Exercise directions:
Make an exact copy of the records, with the pictures left out.

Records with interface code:
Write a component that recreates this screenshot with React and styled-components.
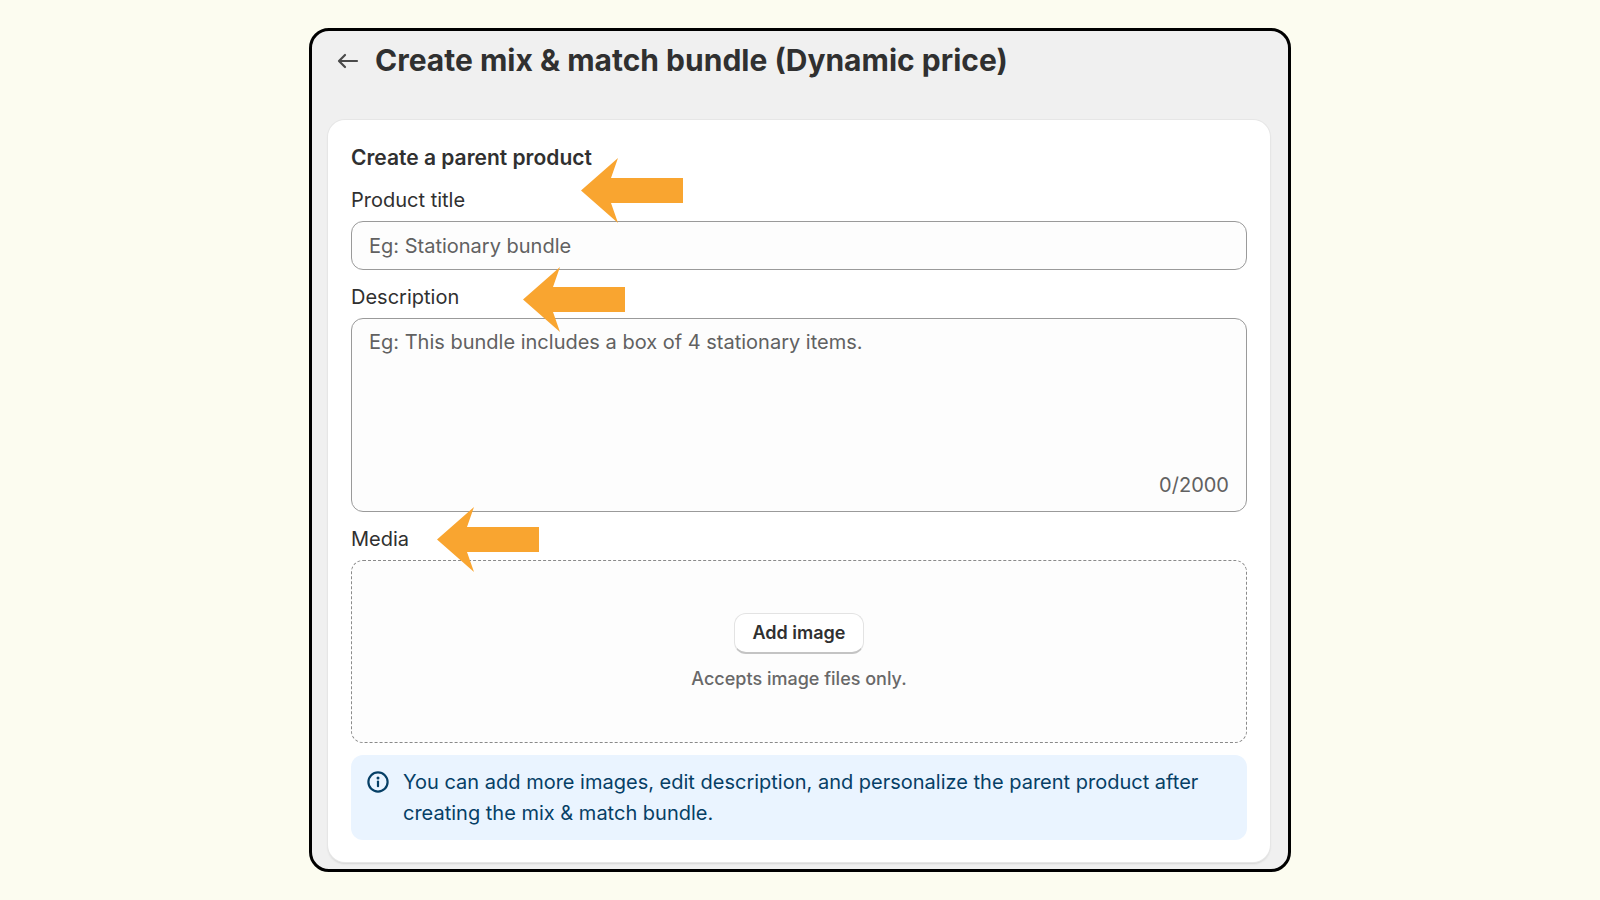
import { useRef, useState } from "react";
import styled, { createGlobalStyle } from "styled-components";

const MAX_LENGTH = 2000;

const BackIcon = () => (
  <svg width="22" height="22" viewBox="0 0 22 22" fill="none" aria-hidden="true">
    <path
      d="M20 12H2.5M8 6L2 12L8 18"
      stroke="currentColor"
      strokeWidth="2.2"
      strokeLinecap="round"
      strokeLinejoin="round"
    />
  </svg>
);

const InfoIcon = () => (
  <svg width="22" height="22" viewBox="0 0 22 22" fill="none" aria-hidden="true">
    <circle cx="11" cy="11" r="9.6" stroke="currentColor" strokeWidth="2.2" />
    <path
      d="M11 10.6V15.2"
      stroke="currentColor"
      strokeWidth="2.2"
      strokeLinecap="round"
    />
    <circle cx="11" cy="6.9" r="1.5" fill="currentColor" />
  </svg>
);

const Pointer = ({ left, top }) => (
  <PointerSvg $left={left} $top={top} viewBox="0 0 102 65" aria-hidden="true">
    <path d="M0 32.5L37 0L30 20H102V45H30L37 65Z" fill="#f9a530" />
  </PointerSvg>
);

const App = () => {
  const [title, setTitle] = useState("");
  const [description, setDescription] = useState("");
  const fileRef = useRef(null);

  const handleAddImage = () => {
    fileRef.current.click();
  };

  return (
    <Page>
      <GlobalStyle />
      <Frame>
        <Header>
          <BackButton type="button" aria-label="Back">
            <BackIcon />
          </BackButton>
          <PageTitle>Create mix &amp; match bundle (Dynamic price)</PageTitle>
        </Header>
        <Card>
          <CardTitle>Create a parent product</CardTitle>
          <Field>
            <Label htmlFor="title">Product title</Label>
            <Input
              id="title"
              type="text"
              placeholder="Eg: Stationary bundle"
              value={title}
              onChange={(e) => setTitle(e.target.value)}
            />
            <Pointer left={230} top={-27} />
          </Field>
          <Field>
            <Label htmlFor="description">Description</Label>
            <TextArea
              id="description"
              placeholder="Eg: This bundle includes a box of 4 stationary items."
              maxLength={MAX_LENGTH}
              value={description}
              onChange={(e) => setDescription(e.target.value)}
            />
            <Counter>
              {description.length}/{MAX_LENGTH}
            </Counter>
            <Pointer left={172} top={-15} />
          </Field>
          <Field>
            <Label htmlFor="media">Media</Label>
            <DropZone>
              <input id="media" type="file" accept="image/*" hidden ref={fileRef} />
              <AddButton type="button" onClick={handleAddImage}>
                Add image
              </AddButton>
              <Hint>Accepts image files only.</Hint>
            </DropZone>
            <Pointer left={86} top={-17} />
          </Field>
          <Banner>
            <BannerIcon>
              <InfoIcon />
            </BannerIcon>
            <p>
              You can add more images, edit description, and personalize the
              parent product after creating the mix &amp; match bundle.
            </p>
          </Banner>
        </Card>
      </Frame>
    </Page>
  );
};

export default App;

const GlobalStyle = createGlobalStyle`
  *, *::before, *::after {
    box-sizing: border-box;
  }
  body {
    margin: 0;
    background-color: #fcfcf0;
    color: #303030;
    font-family: Inter, "Liberation Sans", sans-serif;
    font-size: 20px;
    line-height: 30px;
  }
  h1, h2, p {
    margin: 0;
  }
  button, input, textarea {
    font: inherit;
    color: inherit;
  }
`;

const Page = styled.div`
  display: flex;
  justify-content: center;
  padding: 28px 16px;
`;

const Frame = styled.main`
  width: 100%;
  max-width: 982px;
  padding: 0 18px 7px 16px;
  border: 3px solid #000;
  border-radius: 20px;
  background-color: #f0f0f0;
`;

const Header = styled.header`
  display: flex;
  align-items: center;
  gap: 16px;
  padding: 9px 0 40px 9px;
`;

const BackButton = styled.button`
  display: flex;
  padding: 0;
  border: none;
  background: none;
  color: #4a4a4a;
  cursor: pointer;
`;

const PageTitle = styled.h1`
  font-size: 30px;
  font-weight: 650;
  line-height: 40px;
`;

const Card = styled.section`
  display: flex;
  flex-direction: column;
  gap: 12px;
  padding: 23px 23px 22px;
  border-radius: 17px;
  background-color: #fff;
  box-shadow: 0 0 0 1px #e6e6e6, 0 2px 2px #d4d4d4;
`;

const CardTitle = styled.h2`
  font-size: 21px;
  font-weight: 600;
  line-height: 30px;
`;

const Field = styled.div`
  position: relative;
  display: flex;
  flex-direction: column;
  gap: 6px;
`;

const Label = styled.label`
  align-self: flex-start;
`;

const Input = styled.input`
  width: 100%;
  height: 49px;
  padding: 0 17px;
  border: 1px solid #9a9a9a;
  border-radius: 12px;
  background-color: #fdfdfd;
  &::placeholder {
    color: #616161;
    opacity: 1;
  }
`;

const TextArea = styled.textarea`
  display: block;
  width: 100%;
  height: 194px;
  padding: 8px 17px;
  border: 1px solid #9a9a9a;
  border-radius: 12px;
  background-color: #fdfdfd;
  resize: none;
  &::placeholder {
    color: #616161;
    opacity: 1;
  }
`;

const Counter = styled.span`
  position: absolute;
  right: 18px;
  bottom: 12px;
  color: #616161;
`;

const DropZone = styled.div`
  display: flex;
  flex-direction: column;
  align-items: center;
  gap: 10px;
  height: 183px;
  padding-top: 52px;
  border: 1px dashed #8a8a8a;
  border-radius: 12px;
  background-color: #fdfdfd;
`;

const AddButton = styled.button`
  height: 41px;
  padding: 0 18px;
  border: 1px solid #e3e3e3;
  border-bottom: 2px solid #c4c4c4;
  border-radius: 12px;
  background-color: #fff;
  font-size: 18px;
  font-weight: 600;
  cursor: pointer;
`;

const Hint = styled.p`
  color: #686868;
  font-size: 18px;
  font-weight: 500;
`;

const Banner = styled.div`
  display: flex;
  gap: 14px;
  padding: 12px 16px 11px;
  border-radius: 12px;
  background-color: #eaf4ff;
  color: #063f66;
  line-height: 31px;
`;

const BannerIcon = styled.span`
  display: flex;
  flex-shrink: 0;
  align-items: center;
  height: 30px;
`;

const PointerSvg = styled.svg`
  position: absolute;
  left: ${(props) => props.$left}px;
  top: ${(props) => props.$top}px;
  width: 102px;
  height: 65px;
  pointer-events: none;
`;
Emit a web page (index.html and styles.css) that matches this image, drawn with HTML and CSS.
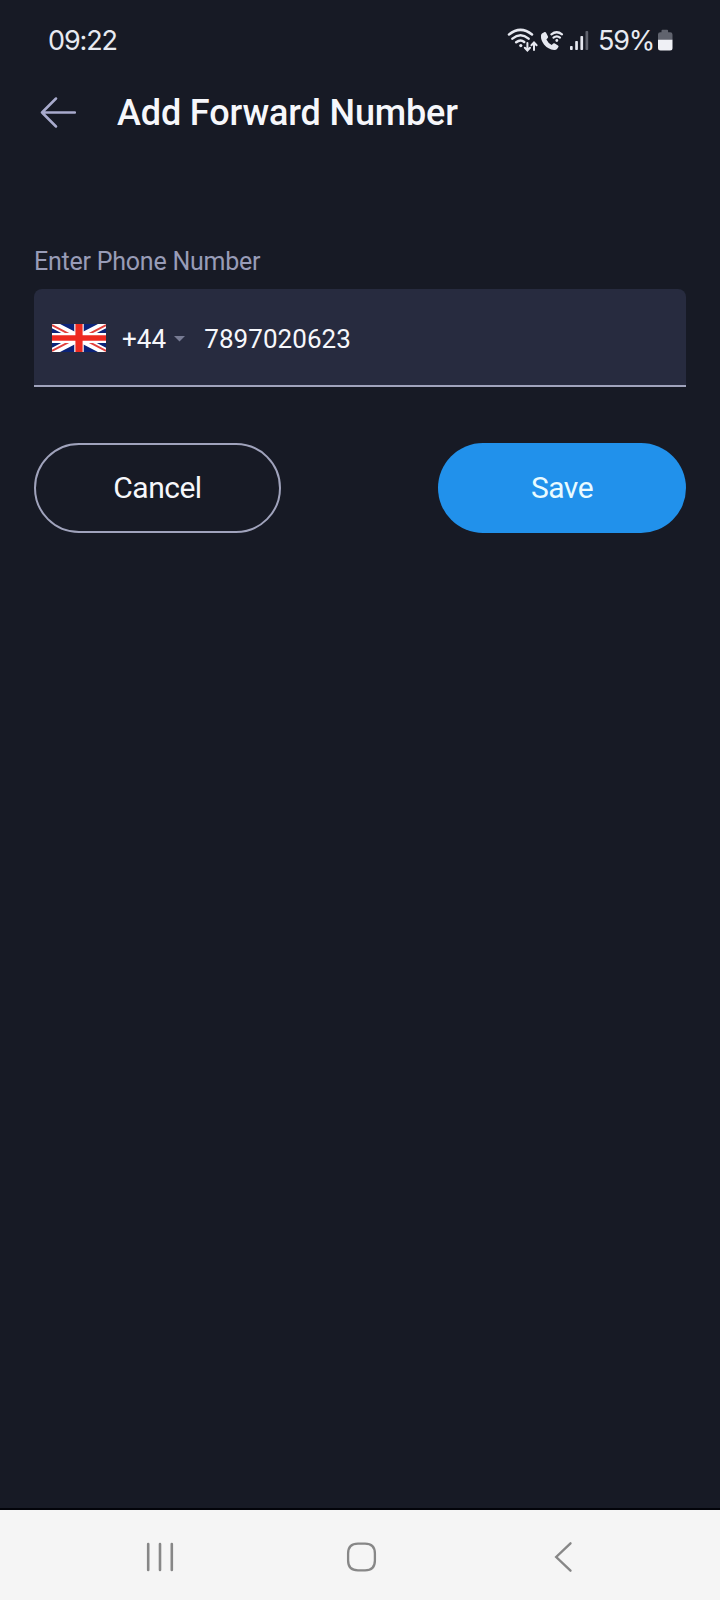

Solution for this problem:
Write a component that recreates this screenshot with React and styled-components.
import { useRef, useState } from "react";
import styled, { createGlobalStyle } from "styled-components";

const MAX_LENGTH = 2000;

const BackIcon = () => (
  <svg width="22" height="22" viewBox="0 0 22 22" fill="none" aria-hidden="true">
    <path
      d="M20 12H2.5M8 6L2 12L8 18"
      stroke="currentColor"
      strokeWidth="2.2"
      strokeLinecap="round"
      strokeLinejoin="round"
    />
  </svg>
);

const InfoIcon = () => (
  <svg width="22" height="22" viewBox="0 0 22 22" fill="none" aria-hidden="true">
    <circle cx="11" cy="11" r="9.6" stroke="currentColor" strokeWidth="2.2" />
    <path
      d="M11 10.6V15.2"
      stroke="currentColor"
      strokeWidth="2.2"
      strokeLinecap="round"
    />
    <circle cx="11" cy="6.9" r="1.5" fill="currentColor" />
  </svg>
);

const Pointer = ({ left, top }) => (
  <PointerSvg $left={left} $top={top} viewBox="0 0 102 65" aria-hidden="true">
    <path d="M0 32.5L37 0L30 20H102V45H30L37 65Z" fill="#f9a530" />
  </PointerSvg>
);

const App = () => {
  const [title, setTitle] = useState("");
  const [description, setDescription] = useState("");
  const fileRef = useRef(null);

  const handleAddImage = () => {
    fileRef.current.click();
  };

  return (
    <Page>
      <GlobalStyle />
      <Frame>
        <Header>
          <BackButton type="button" aria-label="Back">
            <BackIcon />
          </BackButton>
          <PageTitle>Create mix &amp; match bundle (Dynamic price)</PageTitle>
        </Header>
        <Card>
          <CardTitle>Create a parent product</CardTitle>
          <Field>
            <Label htmlFor="title">Product title</Label>
            <Input
              id="title"
              type="text"
              placeholder="Eg: Stationary bundle"
              value={title}
              onChange={(e) => setTitle(e.target.value)}
            />
            <Pointer left={230} top={-27} />
          </Field>
          <Field>
            <Label htmlFor="description">Description</Label>
            <TextArea
              id="description"
              placeholder="Eg: This bundle includes a box of 4 stationary items."
              maxLength={MAX_LENGTH}
              value={description}
              onChange={(e) => setDescription(e.target.value)}
            />
            <Counter>
              {description.length}/{MAX_LENGTH}
            </Counter>
            <Pointer left={172} top={-15} />
          </Field>
          <Field>
            <Label htmlFor="media">Media</Label>
            <DropZone>
              <input id="media" type="file" accept="image/*" hidden ref={fileRef} />
              <AddButton type="button" onClick={handleAddImage}>
                Add image
              </AddButton>
              <Hint>Accepts image files only.</Hint>
            </DropZone>
            <Pointer left={86} top={-17} />
          </Field>
          <Banner>
            <BannerIcon>
              <InfoIcon />
            </BannerIcon>
            <p>
              You can add more images, edit description, and personalize the
              parent product after creating the mix &amp; match bundle.
            </p>
          </Banner>
        </Card>
      </Frame>
    </Page>
  );
};

export default App;

const GlobalStyle = createGlobalStyle`
  *, *::before, *::after {
    box-sizing: border-box;
  }
  body {
    margin: 0;
    background-color: #fcfcf0;
    color: #303030;
    font-family: Inter, "Liberation Sans", sans-serif;
    font-size: 20px;
    line-height: 30px;
  }
  h1, h2, p {
    margin: 0;
  }
  button, input, textarea {
    font: inherit;
    color: inherit;
  }
`;

const Page = styled.div`
  display: flex;
  justify-content: center;
  padding: 28px 16px;
`;

const Frame = styled.main`
  width: 100%;
  max-width: 982px;
  padding: 0 18px 7px 16px;
  border: 3px solid #000;
  border-radius: 20px;
  background-color: #f0f0f0;
`;

const Header = styled.header`
  display: flex;
  align-items: center;
  gap: 16px;
  padding: 9px 0 40px 9px;
`;

const BackButton = styled.button`
  display: flex;
  padding: 0;
  border: none;
  background: none;
  color: #4a4a4a;
  cursor: pointer;
`;

const PageTitle = styled.h1`
  font-size: 30px;
  font-weight: 650;
  line-height: 40px;
`;

const Card = styled.section`
  display: flex;
  flex-direction: column;
  gap: 12px;
  padding: 23px 23px 22px;
  border-radius: 17px;
  background-color: #fff;
  box-shadow: 0 0 0 1px #e6e6e6, 0 2px 2px #d4d4d4;
`;

const CardTitle = styled.h2`
  font-size: 21px;
  font-weight: 600;
  line-height: 30px;
`;

const Field = styled.div`
  position: relative;
  display: flex;
  flex-direction: column;
  gap: 6px;
`;

const Label = styled.label`
  align-self: flex-start;
`;

const Input = styled.input`
  width: 100%;
  height: 49px;
  padding: 0 17px;
  border: 1px solid #9a9a9a;
  border-radius: 12px;
  background-color: #fdfdfd;
  &::placeholder {
    color: #616161;
    opacity: 1;
  }
`;

const TextArea = styled.textarea`
  display: block;
  width: 100%;
  height: 194px;
  padding: 8px 17px;
  border: 1px solid #9a9a9a;
  border-radius: 12px;
  background-color: #fdfdfd;
  resize: none;
  &::placeholder {
    color: #616161;
    opacity: 1;
  }
`;

const Counter = styled.span`
  position: absolute;
  right: 18px;
  bottom: 12px;
  color: #616161;
`;

const DropZone = styled.div`
  display: flex;
  flex-direction: column;
  align-items: center;
  gap: 10px;
  height: 183px;
  padding-top: 52px;
  border: 1px dashed #8a8a8a;
  border-radius: 12px;
  background-color: #fdfdfd;
`;

const AddButton = styled.button`
  height: 41px;
  padding: 0 18px;
  border: 1px solid #e3e3e3;
  border-bottom: 2px solid #c4c4c4;
  border-radius: 12px;
  background-color: #fff;
  font-size: 18px;
  font-weight: 600;
  cursor: pointer;
`;

const Hint = styled.p`
  color: #686868;
  font-size: 18px;
  font-weight: 500;
`;

const Banner = styled.div`
  display: flex;
  gap: 14px;
  padding: 12px 16px 11px;
  border-radius: 12px;
  background-color: #eaf4ff;
  color: #063f66;
  line-height: 31px;
`;

const BannerIcon = styled.span`
  display: flex;
  flex-shrink: 0;
  align-items: center;
  height: 30px;
`;

const PointerSvg = styled.svg`
  position: absolute;
  left: ${(props) => props.$left}px;
  top: ${(props) => props.$top}px;
  width: 102px;
  height: 65px;
  pointer-events: none;
`;
Emit a web page (index.html and styles.css) that matches this image, drawn with HTML and CSS.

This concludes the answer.